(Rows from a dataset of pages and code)

** start **

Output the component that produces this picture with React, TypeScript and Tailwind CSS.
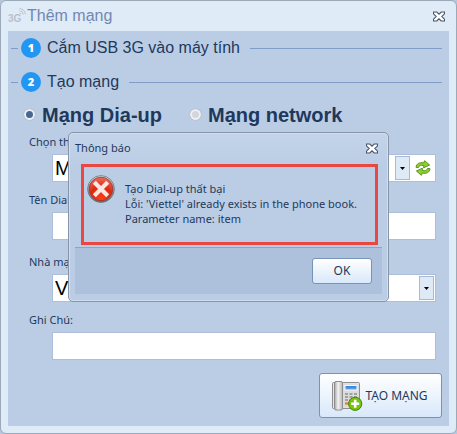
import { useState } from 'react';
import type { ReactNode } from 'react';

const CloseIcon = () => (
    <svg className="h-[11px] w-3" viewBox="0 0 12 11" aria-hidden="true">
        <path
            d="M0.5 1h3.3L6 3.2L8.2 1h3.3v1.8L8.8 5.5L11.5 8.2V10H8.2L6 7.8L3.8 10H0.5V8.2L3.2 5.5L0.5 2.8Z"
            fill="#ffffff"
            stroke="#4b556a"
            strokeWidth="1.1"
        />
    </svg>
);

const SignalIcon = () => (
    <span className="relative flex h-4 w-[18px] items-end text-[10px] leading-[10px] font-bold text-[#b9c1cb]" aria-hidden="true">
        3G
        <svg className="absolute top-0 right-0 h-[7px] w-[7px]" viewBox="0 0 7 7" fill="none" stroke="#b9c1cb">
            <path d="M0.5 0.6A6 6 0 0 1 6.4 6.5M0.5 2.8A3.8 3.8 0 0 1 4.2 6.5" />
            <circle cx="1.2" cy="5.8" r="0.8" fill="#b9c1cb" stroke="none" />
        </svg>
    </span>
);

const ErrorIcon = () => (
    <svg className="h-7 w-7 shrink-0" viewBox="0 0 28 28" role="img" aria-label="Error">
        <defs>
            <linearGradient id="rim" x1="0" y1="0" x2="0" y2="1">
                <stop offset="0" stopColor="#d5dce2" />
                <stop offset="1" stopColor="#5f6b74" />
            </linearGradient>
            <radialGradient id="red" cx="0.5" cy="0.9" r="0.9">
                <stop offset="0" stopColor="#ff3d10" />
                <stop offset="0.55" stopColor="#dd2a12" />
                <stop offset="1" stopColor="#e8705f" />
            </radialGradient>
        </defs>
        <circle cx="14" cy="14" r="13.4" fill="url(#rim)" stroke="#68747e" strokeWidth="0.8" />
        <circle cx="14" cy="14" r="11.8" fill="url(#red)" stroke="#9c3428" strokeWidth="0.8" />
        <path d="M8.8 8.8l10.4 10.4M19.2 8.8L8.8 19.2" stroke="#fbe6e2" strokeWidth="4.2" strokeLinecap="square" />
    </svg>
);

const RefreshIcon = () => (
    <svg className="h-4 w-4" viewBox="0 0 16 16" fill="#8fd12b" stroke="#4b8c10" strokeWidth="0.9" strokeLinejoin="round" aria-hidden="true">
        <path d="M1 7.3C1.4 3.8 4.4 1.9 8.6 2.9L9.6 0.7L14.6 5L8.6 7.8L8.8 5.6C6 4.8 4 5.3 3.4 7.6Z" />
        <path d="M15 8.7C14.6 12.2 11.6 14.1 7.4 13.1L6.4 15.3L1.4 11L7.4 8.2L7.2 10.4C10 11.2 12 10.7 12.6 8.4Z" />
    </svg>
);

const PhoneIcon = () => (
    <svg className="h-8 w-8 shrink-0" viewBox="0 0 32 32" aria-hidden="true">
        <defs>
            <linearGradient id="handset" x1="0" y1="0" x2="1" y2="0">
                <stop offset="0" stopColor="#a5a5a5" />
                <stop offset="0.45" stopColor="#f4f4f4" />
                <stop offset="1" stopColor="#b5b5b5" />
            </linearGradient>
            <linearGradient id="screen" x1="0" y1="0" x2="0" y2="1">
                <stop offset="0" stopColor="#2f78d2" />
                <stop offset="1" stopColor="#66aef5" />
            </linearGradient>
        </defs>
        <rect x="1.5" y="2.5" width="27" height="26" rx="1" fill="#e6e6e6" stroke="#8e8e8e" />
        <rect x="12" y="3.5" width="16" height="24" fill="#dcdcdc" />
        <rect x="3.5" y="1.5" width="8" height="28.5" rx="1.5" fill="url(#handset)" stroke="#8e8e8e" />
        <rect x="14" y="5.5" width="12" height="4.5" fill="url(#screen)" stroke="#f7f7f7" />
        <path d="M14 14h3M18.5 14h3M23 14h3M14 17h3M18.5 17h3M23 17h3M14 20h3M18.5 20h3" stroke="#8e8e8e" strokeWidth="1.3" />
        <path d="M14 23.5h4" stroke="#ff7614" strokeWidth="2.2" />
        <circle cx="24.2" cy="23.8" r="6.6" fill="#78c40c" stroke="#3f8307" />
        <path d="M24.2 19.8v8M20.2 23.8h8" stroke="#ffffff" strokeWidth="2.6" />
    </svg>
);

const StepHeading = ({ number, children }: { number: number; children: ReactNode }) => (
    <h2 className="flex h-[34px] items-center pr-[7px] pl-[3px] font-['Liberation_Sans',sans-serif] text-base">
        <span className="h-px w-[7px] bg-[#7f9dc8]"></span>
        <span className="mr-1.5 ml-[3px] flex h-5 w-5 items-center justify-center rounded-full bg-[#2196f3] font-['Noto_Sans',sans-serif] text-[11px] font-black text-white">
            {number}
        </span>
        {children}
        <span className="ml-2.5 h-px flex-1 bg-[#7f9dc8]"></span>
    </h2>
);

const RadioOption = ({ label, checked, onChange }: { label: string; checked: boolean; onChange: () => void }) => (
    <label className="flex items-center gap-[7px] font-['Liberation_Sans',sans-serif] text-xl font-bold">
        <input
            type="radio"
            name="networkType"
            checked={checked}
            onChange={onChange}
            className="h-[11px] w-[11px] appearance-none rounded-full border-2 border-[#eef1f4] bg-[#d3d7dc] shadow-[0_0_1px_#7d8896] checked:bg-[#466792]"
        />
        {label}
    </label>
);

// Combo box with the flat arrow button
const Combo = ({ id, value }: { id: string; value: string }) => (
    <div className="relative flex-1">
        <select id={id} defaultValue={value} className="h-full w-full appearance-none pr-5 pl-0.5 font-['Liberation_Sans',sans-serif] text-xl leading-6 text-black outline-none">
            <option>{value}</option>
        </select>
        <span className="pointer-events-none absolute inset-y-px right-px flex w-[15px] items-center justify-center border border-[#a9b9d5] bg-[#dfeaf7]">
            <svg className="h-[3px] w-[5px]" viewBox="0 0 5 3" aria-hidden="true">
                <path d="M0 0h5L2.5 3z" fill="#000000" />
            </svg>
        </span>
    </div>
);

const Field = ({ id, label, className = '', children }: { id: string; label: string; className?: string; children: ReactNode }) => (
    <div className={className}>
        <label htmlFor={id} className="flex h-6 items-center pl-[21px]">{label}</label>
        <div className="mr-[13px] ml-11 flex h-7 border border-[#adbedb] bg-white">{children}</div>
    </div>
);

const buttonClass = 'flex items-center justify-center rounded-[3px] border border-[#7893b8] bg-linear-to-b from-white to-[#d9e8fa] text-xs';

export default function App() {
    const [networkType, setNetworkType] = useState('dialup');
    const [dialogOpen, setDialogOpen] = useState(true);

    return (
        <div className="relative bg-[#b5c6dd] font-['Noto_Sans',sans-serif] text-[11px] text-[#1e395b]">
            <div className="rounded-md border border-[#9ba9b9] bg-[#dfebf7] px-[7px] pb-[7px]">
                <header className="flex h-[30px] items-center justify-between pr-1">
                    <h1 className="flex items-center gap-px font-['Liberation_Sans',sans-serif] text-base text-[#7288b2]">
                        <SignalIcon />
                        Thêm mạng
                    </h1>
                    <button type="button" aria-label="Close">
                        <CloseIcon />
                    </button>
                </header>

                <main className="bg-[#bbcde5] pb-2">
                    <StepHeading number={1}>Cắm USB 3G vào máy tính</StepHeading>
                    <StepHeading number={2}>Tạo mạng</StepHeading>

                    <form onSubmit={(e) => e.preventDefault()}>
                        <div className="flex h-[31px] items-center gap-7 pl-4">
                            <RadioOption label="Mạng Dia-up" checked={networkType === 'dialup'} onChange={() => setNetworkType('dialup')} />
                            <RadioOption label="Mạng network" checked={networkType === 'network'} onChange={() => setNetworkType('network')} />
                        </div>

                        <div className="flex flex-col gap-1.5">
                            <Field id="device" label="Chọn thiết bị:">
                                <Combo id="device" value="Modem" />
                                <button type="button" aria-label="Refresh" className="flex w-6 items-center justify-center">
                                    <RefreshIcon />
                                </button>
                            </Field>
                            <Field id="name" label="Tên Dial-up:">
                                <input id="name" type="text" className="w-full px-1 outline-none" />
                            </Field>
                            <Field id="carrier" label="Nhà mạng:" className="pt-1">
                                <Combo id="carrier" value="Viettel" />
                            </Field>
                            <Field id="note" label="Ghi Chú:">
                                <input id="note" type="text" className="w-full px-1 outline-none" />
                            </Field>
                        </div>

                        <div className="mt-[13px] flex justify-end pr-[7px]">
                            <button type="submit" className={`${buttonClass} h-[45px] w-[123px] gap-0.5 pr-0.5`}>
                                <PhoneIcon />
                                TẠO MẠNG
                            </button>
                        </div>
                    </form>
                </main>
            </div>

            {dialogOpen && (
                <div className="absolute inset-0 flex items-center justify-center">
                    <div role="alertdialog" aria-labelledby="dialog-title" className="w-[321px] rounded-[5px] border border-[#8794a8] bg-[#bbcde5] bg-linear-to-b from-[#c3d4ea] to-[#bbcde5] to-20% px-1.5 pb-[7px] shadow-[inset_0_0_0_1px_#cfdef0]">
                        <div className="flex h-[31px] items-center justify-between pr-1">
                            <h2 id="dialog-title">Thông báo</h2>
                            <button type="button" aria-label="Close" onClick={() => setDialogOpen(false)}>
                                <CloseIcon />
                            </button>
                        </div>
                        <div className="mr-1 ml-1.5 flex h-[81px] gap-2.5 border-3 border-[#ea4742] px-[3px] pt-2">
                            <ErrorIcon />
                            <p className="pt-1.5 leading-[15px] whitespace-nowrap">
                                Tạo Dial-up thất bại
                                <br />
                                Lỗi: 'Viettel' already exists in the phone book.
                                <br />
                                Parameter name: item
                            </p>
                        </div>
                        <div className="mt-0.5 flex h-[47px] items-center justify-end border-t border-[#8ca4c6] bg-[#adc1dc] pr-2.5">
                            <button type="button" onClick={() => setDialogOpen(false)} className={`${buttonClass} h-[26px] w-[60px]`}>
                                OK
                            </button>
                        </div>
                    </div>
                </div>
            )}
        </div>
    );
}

** end **
** start **

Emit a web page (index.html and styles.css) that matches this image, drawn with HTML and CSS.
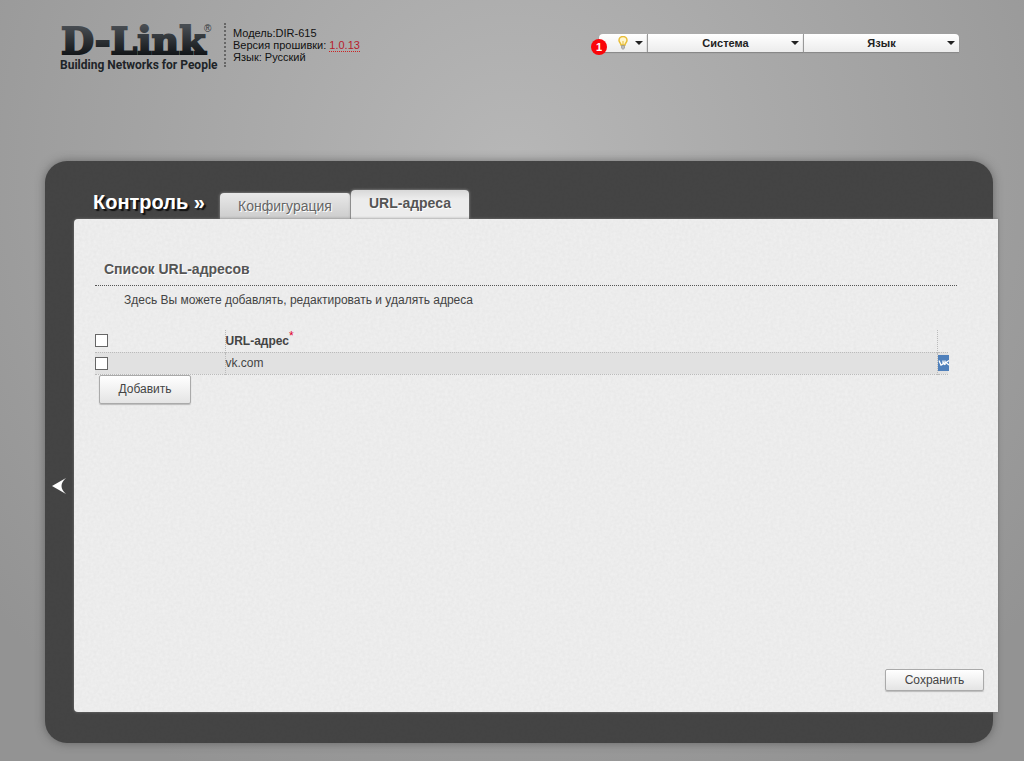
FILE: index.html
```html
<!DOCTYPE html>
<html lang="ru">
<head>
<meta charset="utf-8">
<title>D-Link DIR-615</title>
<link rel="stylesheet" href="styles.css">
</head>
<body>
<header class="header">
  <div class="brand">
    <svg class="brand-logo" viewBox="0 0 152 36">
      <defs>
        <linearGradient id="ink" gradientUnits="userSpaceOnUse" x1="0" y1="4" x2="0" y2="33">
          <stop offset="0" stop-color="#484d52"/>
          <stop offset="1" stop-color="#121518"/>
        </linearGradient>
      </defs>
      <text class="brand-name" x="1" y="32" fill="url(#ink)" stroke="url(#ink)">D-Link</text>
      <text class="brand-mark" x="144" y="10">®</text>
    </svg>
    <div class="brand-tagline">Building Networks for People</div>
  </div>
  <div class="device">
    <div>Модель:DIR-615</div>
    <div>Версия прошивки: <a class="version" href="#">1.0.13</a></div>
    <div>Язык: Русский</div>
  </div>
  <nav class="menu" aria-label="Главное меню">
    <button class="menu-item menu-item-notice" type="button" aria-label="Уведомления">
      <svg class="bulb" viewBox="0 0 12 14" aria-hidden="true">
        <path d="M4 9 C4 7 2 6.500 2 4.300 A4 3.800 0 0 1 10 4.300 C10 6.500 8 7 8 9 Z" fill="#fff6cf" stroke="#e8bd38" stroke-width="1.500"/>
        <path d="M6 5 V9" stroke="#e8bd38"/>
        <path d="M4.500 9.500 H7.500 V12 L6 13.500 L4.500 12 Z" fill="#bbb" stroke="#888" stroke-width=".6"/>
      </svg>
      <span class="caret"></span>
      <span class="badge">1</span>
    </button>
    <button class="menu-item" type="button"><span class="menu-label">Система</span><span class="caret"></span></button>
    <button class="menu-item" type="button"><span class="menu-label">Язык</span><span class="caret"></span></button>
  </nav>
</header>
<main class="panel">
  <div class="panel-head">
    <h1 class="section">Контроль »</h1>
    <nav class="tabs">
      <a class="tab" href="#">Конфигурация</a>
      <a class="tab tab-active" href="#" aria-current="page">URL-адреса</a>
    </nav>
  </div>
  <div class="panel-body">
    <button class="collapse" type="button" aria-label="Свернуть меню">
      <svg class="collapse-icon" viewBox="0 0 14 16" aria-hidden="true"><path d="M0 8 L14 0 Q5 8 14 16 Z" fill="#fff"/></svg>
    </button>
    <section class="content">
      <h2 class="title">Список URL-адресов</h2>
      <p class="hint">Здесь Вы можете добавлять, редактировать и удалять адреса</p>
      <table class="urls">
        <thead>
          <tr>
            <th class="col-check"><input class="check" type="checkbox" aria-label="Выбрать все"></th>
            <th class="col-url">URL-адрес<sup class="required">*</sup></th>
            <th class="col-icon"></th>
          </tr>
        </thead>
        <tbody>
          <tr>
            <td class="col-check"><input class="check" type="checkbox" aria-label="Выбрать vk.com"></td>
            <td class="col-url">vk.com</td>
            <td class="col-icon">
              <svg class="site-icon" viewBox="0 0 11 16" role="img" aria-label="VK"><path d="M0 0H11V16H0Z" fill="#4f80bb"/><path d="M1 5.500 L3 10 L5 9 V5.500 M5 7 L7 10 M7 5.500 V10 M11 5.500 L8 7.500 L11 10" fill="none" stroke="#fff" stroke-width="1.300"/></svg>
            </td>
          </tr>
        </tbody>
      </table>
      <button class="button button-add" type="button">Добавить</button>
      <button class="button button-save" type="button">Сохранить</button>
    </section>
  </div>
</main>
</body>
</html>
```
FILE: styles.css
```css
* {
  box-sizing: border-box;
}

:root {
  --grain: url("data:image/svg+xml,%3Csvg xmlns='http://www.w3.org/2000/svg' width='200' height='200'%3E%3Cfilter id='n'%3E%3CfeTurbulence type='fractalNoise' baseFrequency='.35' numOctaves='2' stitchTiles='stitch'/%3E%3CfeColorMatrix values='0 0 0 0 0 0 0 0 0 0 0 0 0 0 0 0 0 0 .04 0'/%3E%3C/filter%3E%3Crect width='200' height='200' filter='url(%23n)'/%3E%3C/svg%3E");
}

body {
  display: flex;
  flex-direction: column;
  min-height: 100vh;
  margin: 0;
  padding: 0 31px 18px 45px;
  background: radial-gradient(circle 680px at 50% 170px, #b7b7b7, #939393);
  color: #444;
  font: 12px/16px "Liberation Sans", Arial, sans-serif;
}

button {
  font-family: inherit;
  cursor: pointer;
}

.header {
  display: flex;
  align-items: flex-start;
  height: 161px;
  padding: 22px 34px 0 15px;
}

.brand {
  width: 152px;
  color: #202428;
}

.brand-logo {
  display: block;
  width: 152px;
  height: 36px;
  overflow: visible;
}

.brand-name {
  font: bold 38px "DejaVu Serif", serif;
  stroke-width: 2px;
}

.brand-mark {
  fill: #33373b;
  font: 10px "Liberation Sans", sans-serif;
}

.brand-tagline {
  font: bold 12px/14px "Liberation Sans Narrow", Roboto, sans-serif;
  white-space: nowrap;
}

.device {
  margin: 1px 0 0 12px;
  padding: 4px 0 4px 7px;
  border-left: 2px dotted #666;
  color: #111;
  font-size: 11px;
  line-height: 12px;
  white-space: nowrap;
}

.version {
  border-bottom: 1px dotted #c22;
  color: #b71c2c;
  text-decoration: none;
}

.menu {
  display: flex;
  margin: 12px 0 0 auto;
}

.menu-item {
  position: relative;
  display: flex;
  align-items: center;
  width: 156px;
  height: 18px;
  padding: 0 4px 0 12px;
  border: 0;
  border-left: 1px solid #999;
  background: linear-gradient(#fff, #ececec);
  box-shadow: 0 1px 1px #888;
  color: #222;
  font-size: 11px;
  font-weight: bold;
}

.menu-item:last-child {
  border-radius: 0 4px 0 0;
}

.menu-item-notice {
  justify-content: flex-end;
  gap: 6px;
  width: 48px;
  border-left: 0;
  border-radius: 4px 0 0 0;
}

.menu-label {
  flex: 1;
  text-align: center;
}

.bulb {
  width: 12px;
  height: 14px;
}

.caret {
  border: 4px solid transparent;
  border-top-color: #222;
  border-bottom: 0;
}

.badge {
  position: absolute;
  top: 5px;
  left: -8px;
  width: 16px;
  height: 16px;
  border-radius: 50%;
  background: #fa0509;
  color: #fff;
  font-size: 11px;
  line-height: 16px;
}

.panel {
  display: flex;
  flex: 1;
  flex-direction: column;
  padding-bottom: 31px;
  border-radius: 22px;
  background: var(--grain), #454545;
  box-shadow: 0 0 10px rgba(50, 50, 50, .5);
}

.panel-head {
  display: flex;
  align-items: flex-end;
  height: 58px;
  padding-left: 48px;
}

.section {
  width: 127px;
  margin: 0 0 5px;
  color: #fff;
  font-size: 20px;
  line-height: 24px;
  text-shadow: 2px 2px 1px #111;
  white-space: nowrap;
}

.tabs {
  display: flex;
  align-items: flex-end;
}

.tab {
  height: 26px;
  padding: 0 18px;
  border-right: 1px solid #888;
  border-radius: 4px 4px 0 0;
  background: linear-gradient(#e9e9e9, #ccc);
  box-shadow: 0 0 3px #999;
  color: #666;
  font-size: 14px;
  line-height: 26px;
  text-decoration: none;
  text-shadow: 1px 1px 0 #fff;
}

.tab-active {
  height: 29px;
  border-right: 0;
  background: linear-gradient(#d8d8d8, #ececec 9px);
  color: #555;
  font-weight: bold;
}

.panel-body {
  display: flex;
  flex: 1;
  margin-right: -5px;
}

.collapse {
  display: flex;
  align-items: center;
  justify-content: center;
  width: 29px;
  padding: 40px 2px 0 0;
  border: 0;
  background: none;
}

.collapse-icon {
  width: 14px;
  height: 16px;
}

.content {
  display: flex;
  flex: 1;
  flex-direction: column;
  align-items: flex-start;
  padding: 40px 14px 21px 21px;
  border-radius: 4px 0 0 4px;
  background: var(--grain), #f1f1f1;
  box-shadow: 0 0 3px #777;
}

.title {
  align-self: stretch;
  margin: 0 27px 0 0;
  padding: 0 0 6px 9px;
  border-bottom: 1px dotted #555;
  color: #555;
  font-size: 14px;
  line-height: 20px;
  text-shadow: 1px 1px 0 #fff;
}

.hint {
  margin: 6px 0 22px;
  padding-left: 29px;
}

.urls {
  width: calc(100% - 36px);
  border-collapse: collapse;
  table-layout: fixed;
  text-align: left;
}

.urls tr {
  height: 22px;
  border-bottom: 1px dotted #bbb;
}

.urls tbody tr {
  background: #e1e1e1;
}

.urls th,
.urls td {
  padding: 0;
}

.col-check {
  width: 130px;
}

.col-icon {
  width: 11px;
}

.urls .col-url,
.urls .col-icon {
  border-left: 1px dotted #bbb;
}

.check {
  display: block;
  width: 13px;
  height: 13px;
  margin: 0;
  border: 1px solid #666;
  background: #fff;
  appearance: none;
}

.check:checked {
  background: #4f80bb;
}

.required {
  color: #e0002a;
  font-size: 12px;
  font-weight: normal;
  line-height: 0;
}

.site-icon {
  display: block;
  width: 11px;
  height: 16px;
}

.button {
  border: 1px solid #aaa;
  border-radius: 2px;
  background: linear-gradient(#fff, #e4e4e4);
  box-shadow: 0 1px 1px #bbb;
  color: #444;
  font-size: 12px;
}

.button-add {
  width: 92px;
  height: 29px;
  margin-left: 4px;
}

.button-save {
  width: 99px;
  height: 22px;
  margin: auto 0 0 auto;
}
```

** end **

Task goal: Copy and report every line where the word "index" is present.

Exercise result:
Emit a web page (index.html and styles.css) that matches this image, drawn with HTML and CSS.
FILE: index.html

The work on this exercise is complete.